THE REQUEST: Gather every line below where "React" appears.

PROVIDED MATERIAL:
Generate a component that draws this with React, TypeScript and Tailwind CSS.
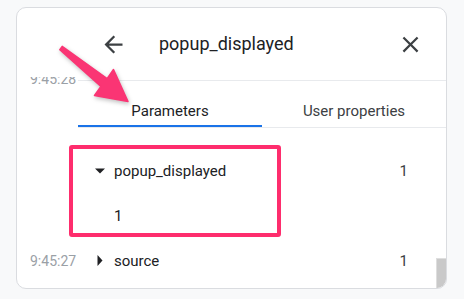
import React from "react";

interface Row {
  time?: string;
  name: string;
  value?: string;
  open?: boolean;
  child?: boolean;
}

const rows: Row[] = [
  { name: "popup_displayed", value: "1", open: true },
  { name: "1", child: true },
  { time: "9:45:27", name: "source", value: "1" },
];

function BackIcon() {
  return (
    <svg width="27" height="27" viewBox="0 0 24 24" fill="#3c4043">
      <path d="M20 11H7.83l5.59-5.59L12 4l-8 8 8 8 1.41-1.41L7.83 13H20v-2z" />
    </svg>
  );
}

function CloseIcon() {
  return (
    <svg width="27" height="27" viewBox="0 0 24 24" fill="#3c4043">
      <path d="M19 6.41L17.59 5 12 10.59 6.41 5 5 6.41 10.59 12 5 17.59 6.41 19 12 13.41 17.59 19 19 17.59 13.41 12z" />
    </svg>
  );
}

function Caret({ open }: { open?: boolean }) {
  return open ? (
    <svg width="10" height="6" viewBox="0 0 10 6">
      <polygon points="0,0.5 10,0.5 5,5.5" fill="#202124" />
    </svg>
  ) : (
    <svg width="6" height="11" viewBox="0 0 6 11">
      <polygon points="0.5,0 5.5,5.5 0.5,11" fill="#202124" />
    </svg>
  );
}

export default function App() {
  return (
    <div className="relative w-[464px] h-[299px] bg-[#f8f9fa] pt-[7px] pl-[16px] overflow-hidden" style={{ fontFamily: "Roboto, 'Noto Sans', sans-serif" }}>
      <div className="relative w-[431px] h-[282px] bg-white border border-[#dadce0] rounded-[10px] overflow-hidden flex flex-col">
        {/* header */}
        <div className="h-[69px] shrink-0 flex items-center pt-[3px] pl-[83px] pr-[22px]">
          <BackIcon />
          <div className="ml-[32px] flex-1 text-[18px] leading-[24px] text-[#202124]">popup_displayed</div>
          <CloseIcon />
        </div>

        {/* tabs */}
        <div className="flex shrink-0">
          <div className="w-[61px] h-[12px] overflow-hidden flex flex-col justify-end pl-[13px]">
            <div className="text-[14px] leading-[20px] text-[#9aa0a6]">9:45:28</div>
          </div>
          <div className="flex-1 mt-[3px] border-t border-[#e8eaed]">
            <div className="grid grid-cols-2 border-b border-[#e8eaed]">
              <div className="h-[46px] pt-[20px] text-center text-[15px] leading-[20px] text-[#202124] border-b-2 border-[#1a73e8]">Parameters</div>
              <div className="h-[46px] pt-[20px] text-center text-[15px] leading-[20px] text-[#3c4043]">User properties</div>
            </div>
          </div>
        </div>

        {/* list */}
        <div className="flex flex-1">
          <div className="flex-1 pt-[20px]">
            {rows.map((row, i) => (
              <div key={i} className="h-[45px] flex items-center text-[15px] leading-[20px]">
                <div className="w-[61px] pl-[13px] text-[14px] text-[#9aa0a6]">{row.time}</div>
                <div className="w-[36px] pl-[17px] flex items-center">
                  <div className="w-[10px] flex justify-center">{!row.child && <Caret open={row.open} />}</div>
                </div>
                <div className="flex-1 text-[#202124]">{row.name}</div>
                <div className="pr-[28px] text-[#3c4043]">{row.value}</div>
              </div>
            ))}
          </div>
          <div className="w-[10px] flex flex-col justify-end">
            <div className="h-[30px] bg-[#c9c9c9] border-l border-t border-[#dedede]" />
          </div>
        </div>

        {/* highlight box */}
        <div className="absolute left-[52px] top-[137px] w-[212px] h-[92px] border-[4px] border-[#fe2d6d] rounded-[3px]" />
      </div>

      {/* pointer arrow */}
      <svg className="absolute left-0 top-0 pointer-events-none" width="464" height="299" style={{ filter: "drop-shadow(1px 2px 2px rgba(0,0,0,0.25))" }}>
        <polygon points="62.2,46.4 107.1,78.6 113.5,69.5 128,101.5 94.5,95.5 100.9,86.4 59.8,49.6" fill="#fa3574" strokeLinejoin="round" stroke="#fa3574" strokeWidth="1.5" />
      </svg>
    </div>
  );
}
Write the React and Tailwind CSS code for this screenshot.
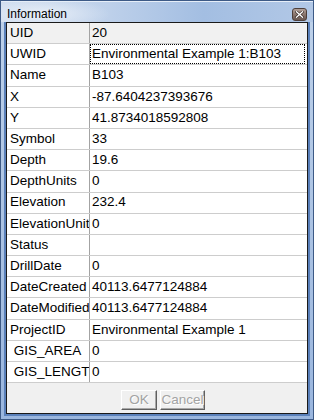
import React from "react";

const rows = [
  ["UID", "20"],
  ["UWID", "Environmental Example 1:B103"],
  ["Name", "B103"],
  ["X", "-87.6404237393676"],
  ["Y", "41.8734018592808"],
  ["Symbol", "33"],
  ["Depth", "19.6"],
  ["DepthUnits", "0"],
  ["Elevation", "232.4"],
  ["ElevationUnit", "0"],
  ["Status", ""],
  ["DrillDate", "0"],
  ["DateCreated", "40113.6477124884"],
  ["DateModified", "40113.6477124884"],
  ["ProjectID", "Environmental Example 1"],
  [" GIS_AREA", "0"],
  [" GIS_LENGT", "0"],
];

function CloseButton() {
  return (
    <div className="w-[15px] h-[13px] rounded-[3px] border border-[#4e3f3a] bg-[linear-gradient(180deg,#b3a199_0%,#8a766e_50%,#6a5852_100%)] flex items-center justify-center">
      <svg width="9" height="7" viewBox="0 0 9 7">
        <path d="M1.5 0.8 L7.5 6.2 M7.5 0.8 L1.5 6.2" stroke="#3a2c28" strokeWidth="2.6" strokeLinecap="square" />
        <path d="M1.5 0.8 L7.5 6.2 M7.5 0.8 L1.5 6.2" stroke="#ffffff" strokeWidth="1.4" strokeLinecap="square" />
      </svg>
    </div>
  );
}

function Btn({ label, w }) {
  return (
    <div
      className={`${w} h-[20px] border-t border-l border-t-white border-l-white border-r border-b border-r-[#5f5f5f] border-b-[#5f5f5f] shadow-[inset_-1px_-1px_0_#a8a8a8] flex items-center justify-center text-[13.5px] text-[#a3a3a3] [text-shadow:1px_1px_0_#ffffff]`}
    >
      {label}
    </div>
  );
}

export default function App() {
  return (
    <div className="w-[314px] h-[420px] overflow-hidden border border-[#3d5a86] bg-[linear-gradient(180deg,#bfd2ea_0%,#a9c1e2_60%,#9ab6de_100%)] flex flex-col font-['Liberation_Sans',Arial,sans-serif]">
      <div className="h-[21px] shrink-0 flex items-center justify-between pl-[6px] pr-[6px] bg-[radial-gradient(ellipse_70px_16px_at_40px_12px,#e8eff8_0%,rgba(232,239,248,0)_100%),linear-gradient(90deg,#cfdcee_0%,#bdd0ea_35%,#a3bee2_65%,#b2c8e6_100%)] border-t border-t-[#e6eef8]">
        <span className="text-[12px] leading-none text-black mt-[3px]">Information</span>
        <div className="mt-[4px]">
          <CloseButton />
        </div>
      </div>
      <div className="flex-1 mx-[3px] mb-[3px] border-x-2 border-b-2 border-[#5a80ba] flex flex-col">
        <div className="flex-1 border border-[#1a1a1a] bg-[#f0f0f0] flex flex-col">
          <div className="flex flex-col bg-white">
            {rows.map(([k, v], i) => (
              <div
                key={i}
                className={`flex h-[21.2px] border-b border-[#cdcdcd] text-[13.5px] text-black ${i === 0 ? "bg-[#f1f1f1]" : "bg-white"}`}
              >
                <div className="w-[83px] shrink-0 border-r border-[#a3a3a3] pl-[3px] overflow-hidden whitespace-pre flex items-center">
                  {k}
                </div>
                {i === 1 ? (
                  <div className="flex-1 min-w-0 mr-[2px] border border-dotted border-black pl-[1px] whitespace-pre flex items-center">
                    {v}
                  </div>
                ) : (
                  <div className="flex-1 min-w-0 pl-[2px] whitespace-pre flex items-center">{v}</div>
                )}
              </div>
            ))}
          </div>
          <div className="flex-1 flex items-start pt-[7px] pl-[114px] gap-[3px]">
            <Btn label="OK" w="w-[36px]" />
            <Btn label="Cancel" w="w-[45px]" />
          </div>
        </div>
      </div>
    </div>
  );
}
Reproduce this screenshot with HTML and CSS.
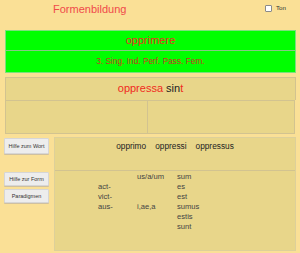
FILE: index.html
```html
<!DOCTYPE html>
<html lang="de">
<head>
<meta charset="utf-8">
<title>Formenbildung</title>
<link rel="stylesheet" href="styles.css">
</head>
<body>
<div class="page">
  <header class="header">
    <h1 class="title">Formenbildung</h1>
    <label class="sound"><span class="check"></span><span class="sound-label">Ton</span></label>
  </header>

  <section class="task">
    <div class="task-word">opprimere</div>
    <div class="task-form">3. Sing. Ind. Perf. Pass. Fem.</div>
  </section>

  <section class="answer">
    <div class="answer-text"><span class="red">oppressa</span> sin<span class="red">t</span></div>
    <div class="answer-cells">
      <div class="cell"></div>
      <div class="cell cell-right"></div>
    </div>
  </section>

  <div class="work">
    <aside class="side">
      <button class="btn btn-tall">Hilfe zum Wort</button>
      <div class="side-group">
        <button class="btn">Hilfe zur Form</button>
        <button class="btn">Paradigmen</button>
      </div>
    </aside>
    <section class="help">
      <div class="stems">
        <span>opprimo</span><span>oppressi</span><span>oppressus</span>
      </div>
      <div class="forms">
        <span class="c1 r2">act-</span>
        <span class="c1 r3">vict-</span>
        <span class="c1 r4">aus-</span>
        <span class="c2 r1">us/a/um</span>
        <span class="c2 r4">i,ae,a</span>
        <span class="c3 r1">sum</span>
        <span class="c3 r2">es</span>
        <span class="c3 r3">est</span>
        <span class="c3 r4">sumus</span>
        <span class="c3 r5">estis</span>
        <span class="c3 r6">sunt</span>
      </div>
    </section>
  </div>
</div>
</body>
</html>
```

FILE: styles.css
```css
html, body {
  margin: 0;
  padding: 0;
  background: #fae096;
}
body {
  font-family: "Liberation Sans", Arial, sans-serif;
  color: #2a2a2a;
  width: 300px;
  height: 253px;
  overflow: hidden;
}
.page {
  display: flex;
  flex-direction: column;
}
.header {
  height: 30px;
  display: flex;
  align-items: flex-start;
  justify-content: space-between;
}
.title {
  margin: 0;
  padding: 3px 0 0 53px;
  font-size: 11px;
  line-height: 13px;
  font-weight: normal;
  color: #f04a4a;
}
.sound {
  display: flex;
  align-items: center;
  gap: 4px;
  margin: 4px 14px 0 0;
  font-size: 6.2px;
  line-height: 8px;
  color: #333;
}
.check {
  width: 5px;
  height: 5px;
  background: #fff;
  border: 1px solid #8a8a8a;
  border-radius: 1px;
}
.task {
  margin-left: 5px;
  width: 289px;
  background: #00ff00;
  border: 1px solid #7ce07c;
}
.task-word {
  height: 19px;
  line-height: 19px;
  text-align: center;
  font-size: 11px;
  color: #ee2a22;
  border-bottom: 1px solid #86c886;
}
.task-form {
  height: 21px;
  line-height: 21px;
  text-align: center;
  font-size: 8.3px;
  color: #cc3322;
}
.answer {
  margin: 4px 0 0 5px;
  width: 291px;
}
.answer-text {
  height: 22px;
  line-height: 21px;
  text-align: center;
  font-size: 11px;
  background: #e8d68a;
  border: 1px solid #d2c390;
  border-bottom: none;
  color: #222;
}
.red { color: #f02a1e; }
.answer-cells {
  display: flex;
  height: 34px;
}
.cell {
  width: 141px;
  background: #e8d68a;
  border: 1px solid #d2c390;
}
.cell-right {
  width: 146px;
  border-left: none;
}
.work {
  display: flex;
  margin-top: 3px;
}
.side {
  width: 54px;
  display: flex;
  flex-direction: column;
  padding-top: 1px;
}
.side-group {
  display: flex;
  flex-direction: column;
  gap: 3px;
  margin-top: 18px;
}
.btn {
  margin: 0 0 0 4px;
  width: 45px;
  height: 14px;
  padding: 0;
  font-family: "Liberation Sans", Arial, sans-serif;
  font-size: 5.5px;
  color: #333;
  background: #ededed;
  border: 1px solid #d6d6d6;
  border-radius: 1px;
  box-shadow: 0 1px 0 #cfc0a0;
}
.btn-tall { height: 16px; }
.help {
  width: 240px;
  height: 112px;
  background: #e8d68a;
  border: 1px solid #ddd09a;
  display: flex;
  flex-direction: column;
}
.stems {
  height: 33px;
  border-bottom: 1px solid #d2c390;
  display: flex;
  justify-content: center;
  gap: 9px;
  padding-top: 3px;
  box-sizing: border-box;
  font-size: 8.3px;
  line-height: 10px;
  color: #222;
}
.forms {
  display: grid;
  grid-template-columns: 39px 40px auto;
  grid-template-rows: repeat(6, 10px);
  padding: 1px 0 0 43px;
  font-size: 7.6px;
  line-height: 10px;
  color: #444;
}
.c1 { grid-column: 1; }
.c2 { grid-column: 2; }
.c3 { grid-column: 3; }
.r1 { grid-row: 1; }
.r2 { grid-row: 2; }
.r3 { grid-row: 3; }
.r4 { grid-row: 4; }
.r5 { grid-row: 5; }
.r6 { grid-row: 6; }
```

EXERCISE ANSWER:
Generate a component that draws this with React, TypeScript and Tailwind CSS.
import React from "react";
Write the React and Tailwind CSS code for this screenshot.
import React from "react";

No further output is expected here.